Высогота решил, что дальше оттягивать не стоит. Принес даже каганчик, чтобы она могла лучше рассмотреть, что сотворили с ее лицом.
– Ну да, – сказала она изменившимся, ломким голосом. – Ну да. Так я и думала. Почти так, как я думала.
Он вышел, задернув за собой занавеску.
Она старалась всхлипывать совсем тихо, так, чтобы он не слышал. Очень старалась.
* * *
Через день Высогота снял половину швов. Цири ощупала щеку, пошипела как змея, жалуясь на сильную боль около уха и большую чувствительность шеи в районе челюсти. Однако встала, оделась и вышла во двор. Высогота не возражал и сопровождал ее. Помогать или поддерживать надобности не было. Она была здорова и гораздо сильнее, чем можно было предполагать.
Покачнулась лишь, когда выходила, и прислонилась к дверному косяку.
– Однако… – Она подавилась воздухом. – Ну и холодина! Мороз, верно? Уже зима? Сколько же времени я здесь провалялась? Сколько недель?
– Ровно шесть дней.
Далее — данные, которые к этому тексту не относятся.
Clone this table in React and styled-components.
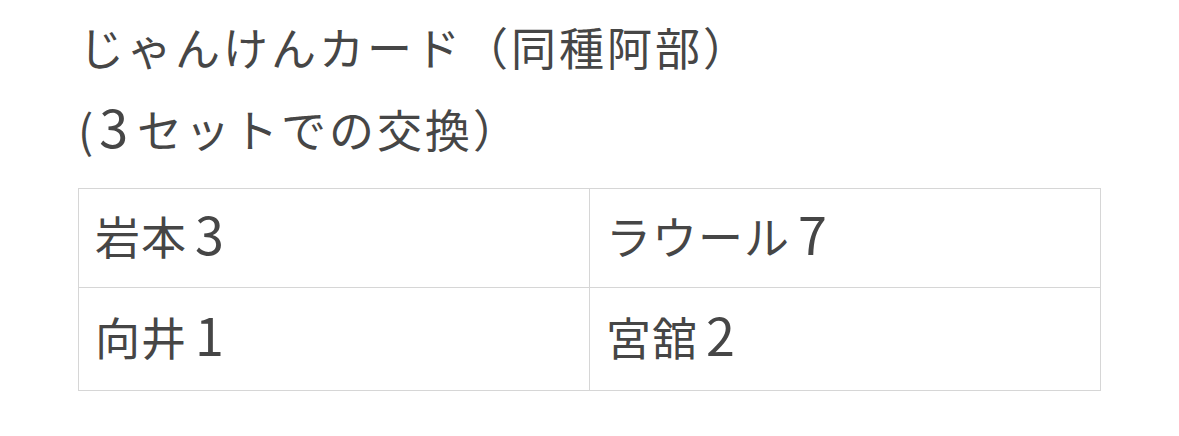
import React from "react";
import styled, { createGlobalStyle } from "styled-components";

const GlobalStyle = createGlobalStyle`
  body {
    margin: 0;
    background: #ffffff;
    font-family: "Noto Sans CJK JP", "Noto Sans", sans-serif;
    color: #464646;
  }
`;

const Page = styled.div`
  padding: 6px 0 0 78px;
  width: 1023px;
`;

const Title = styled.p`
  margin: 0;
  padding-left: ${(p) => p.indent}px;
  font-size: 45px;
  line-height: 82px;
  letter-spacing: 3px;
  white-space: nowrap;
`;

const Num = styled.span`
  font-size: 52px;
  line-height: 0;
  margin: 0 ${(p) => p.right ?? 0}px 0 ${(p) => p.left ?? 0}px;
`;

const Table = styled.table`
  margin-top: 18px;
  width: 1023px;
  border-collapse: collapse;
  table-layout: fixed;
`;

const Cell = styled.td`
  border: 1px solid #d6d6d6;
  height: ${(p) => p.h}px;
  padding: 0 0 4px 16px;
  font-size: 45px;
  line-height: 60px;
  letter-spacing: 1px;
  vertical-align: middle;
  white-space: nowrap;
`;

const rows = [
  { h: 94, cells: [["岩本", "3"], ["ラウール", "7"]] },
  { h: 98, cells: [["向井", "1"], ["宮舘", "2"]] },
];

export default function App() {
  return (
    <>
      <GlobalStyle />
      <Page>
        <Title indent={1}>じゃんけんカード（同種阿部）</Title>
        <Title indent={-4}>
          (<Num left={3} right={6}>3</Num>セットでの交換）
        </Title>
        <Table>
          <tbody>
            {rows.map((r, i) => (
              <tr key={i}>
                {r.cells.map(([name, n]) => (
                  <Cell key={name} h={r.h}>
                    {name}
                    <Num left={8}>{n}</Num>
                  </Cell>
                ))}
              </tr>
            ))}
          </tbody>
        </Table>
      </Page>
    </>
  );
}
Сегодня пятое октября. Но октябрь обещает быть очень холодным.
– Пятое октября? – Она поморщилась, ойкнула от боли. – Это как же так… Две недели?
– Что? Какие две недели?
– Не важно, – пожала она плечами. – Может, я что-то путаю… А может, и не путаю. Скажи, чем тут так жутко несет?
– Шкурами. Я ловлю ондатр, бобров, нутрий и выдр, выделываю шкуры. Ведь отшельникам тоже надо на что-то жить.
– Где моя коняга?
– В овчарне.
Вороная кобыла встретила пришедших громким ржанием, а коза Высоготы поддержала ее блеянием, в котором прозвучало явное недовольство необходимостью делить обиталище с другим жильцом. Цири обхватила лошадь за шею, пошлепала, погладила по загривку. Кобыла фыркала и гребла копытом солому.
– Где мое седло? Упряжь? Чепрак?
– Здесь.
Он не возражал, не делал замечаний, не высказывал своего мнения. Просто молчал, опираясь на палку. Не пошевелился, когда она застонала, пытаясь поднять седло, не дрогнул, когда покачнулась под грузом и тяжело, с громким стоном хлопнулась на застеленный соломой глинобитный пол. Не подошел, не помог встать. Просто внимательно смотрел.
– Ну да, – проговорила она сквозь стиснутые зубы, отталкивая кобылу, пытавшуюся сунуть ей нос за воротник. – Все ясно. Но я должна отсюда бежать, холера меня забери! Попросту должна!
– Куда? – холодно спросил он.
Она пощупала лицо, продолжая сидеть на соломе рядом с упущенным седлом.